Anonymous 0 Comments

Survival is not thriving. Like you can survive on barely enough food for years, proper nutrition means you can maintain a healthy weight, expend energy on non essential things like exploration and procreation, when you have sufficient food your tribe is more likely to expand. So rather than wait till finding food is a matter of life or death, hunger reminds us to eat frequently, which means in times of plenty we are over nourished for the famine when there isn’t as much to eat.

Anonymous 0 Comments

The hunger response is driven mostly by the hormone insulin.

You eat carbohydrates. This causes your pancreas to release insulin. The insulin helps cells take up the carbs. Now, a couple hours after the meal, the insulin is still up, but the carbs are used up. The insulin tells your body to be hungry.

Meanwhile, if you wait for the insulin to decrease in your blood, it stops telling you to be hungry. Fast forward to day three of starving. No insulin in blood, not hungry!

This is actually the ‘trick’ for why low carb diets help you lose weight. No carbs in diet? No insulin response, no hunger, eat less.

Anonymous 0 Comments

Hunger is your body’s way to say it can physically take more food, not that you’re going to die if you don’t eat.
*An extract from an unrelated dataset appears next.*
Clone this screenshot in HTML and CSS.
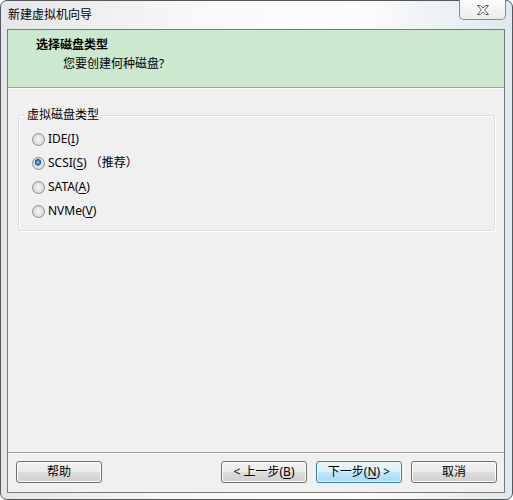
FILE: index.html
```html
<!DOCTYPE html>
<html lang="zh-CN">
<head>
    <meta charset="UTF-8">
    <title>新建虚拟机向导</title>
    <link rel="stylesheet" href="styles.css">
</head>
<body>
    <div class="window">
        <div class="titlebar">
            <span class="title">新建虚拟机向导</span>
            <button class="close" type="button" aria-label="关闭">
                <svg width="14" height="10" viewBox="0 0 14 10">
                    <path d="M1.5 0.5 H4.5 L7 3.2 L9.5 0.5 H12.5 L8.6 5 L12.5 9.5 H9.5 L7 6.8 L4.5 9.5 H1.5 L5.4 5 Z"
                          fill="#fff" stroke="#5b5b5b" stroke-width="1" stroke-linejoin="round"/>
                </svg>
            </button>
        </div>

        <div class="client">
            <!-- Wizard header -->
            <div class="header">
                <div class="heading">选择磁盘类型</div>
                <div class="subheading">您要创建何种磁盘?</div>
            </div>

            <div class="content">
                <fieldset class="group">
                    <legend>虚拟磁盘类型</legend>
                    <label class="option"><input type="radio" name="disk"> IDE(<u>I</u>)</label>
                    <label class="option"><input type="radio" name="disk" checked> SCSI(<u>S</u>) （推荐）</label>
                    <label class="option"><input type="radio" name="disk"> SATA(<u>A</u>)</label>
                    <label class="option"><input type="radio" name="disk"> NVMe(<u>V</u>)</label>
                </fieldset>
            </div>

            <!-- Buttons -->
            <div class="footer">
                <button type="button" class="btn">帮助</button>
                <span class="spacer"></span>
                <button type="button" class="btn">&lt; 上一步(<u>B</u>)</button>
                <button type="button" class="btn default">下一步(<u>N</u>) &gt;</button>
                <button type="button" class="btn">取消</button>
            </div>
        </div>
    </div>
</body>
</html>
```

FILE: styles.css
```css
/* Page */
html, body {
    margin: 0;
    padding: 0;
}
body {
    width: 513px;
    height: 500px;
    font-family: "Noto Sans", "Noto Sans CJK SC", sans-serif;
    font-size: 12px;
    line-height: 16px;
    color: #000;
    background: #fff;
}

/* Window frame */
.window {
    box-sizing: border-box;
    width: 513px;
    height: 500px;
    padding: 0 7px 6px 6px;
    border: 1px solid #575757;
    border-radius: 7px;
    background: linear-gradient(to right, #e4e6e9, #f9f9f9 40%, #fcfcfc 70%, #dfe9ef);
    display: flex;
    flex-direction: column;
}
.titlebar {
    height: 28px;
    display: flex;
    align-items: flex-start;
}
.title {
    margin: 6px 0 0 1px;
    color: #000;
}
.close {
    margin: -1px -1px 0 auto;
    width: 47px;
    height: 20px;
    padding: 0;
    border: 1px solid #8a8a8a;
    border-top: none;
    border-radius: 0 0 5px 5px;
    background: linear-gradient(#fbfbfb, #ededed);
    display: flex;
    align-items: center;
    justify-content: center;
}

/* Client area */
.client {
    box-sizing: border-box;
    height: 464px;
    border: 1px solid #7a7a7a;
    background: #f0f0f0;
    display: flex;
    flex-direction: column;
}
.header {
    box-sizing: border-box;
    height: 58px;
    padding: 7px 0 0 28px;
    background: #cce8cf;
    border-bottom: 1px solid #a0a0a0;
    box-shadow: 0 1px 0 #fff;
}
.heading {
    font-weight: bold;
}
.subheading {
    margin: 3px 0 0 27px;
}

.content {
    flex: 1;
    padding: 18px 9px 0 10px;
    margin-top: 1px;
}

/* Group box */
.group {
    margin: 0;
    padding: 4px 0 7px 6px;
    border: 1px solid #d5dfe5;
    border-radius: 3px;
    box-shadow: inset 1px 1px 0 #fff, 1px 1px 0 #fff;
}
.group legend {
    margin: 0;
    padding: 0 2px;
}
.option {
    height: 24px;
    margin-left: 7px;
    display: flex;
    align-items: center;
}
.option input {
    appearance: none;
    -webkit-appearance: none;
    width: 13px;
    height: 13px;
    margin: 0 3px 0 0;
    border: 1px solid #8f8f8f;
    border-radius: 50%;
    background: radial-gradient(circle at 50% 50%, #f6f6f6 0, #e2e2e2 4px, #d2d2d2 6px);
}
.option input:checked {
    background:
        radial-gradient(circle at 45% 40%, #a7dcf7 0, #3d8fd0 1.5px, #17508c 3px, transparent 3.5px),
        radial-gradient(circle at 50% 50%, #f6f6f6 0, #e2e2e2 4px, #d2d2d2 6px);
}
u {
    text-underline-offset: 2px;
}

/* Button bar */
.footer {
    box-sizing: border-box;
    height: 40px;
    padding: 8px 7px 8px 8px;
    border-top: 1px solid #a0a0a0;
    box-shadow: inset 0 1px 0 #fff;
    display: flex;
    align-items: flex-start;
    gap: 9px;
}
.spacer {
    flex: 1;
}
.btn {
    width: 86px;
    height: 22px;
    padding: 0;
    font: inherit;
    color: #000;
    border: 1px solid #707070;
    border-radius: 3px;
    background: linear-gradient(#f2f2f2, #ebebeb 50%, #dddddd 51%, #cfcfcf);
    box-shadow: inset 0 0 0 1px #fcfcfc;
}
.btn.default {
    border-color: #3c7fb1;
    background: linear-gradient(#eaf6fd, #d9f0fc 50%, #bee6fd 51%, #a7d9f5);
    box-shadow: inset 0 0 0 1px #e4f4fc;
}
```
In the past, or now if you’re poor, it would be disadvantageous to ever pass up food if you can physically take more because you don’t know when your next meal will be. So you get hungry much more often than you *have* to eat.

Anonymous 0 Comments

Hunger is a sensation caused by activity of stomach muscles. It just tells you that your stomach is empty, which usually happens about three hours after feeding. Most of the time it has no bearing on energy needs, that’s why fat people can still feel hungry, while sick people who desperately need nutrition can feel full.

Humans have also developed various feeding habits. The brain adapts to this and suppresses those feelings when it’s inappropriate and brings them back when it seems appropriate e.g. those who eat once a day feel hungry at around the time they usually eat; when you see food, get home, walk by a restaurant, or see pictures of food you suddenly feel hungry.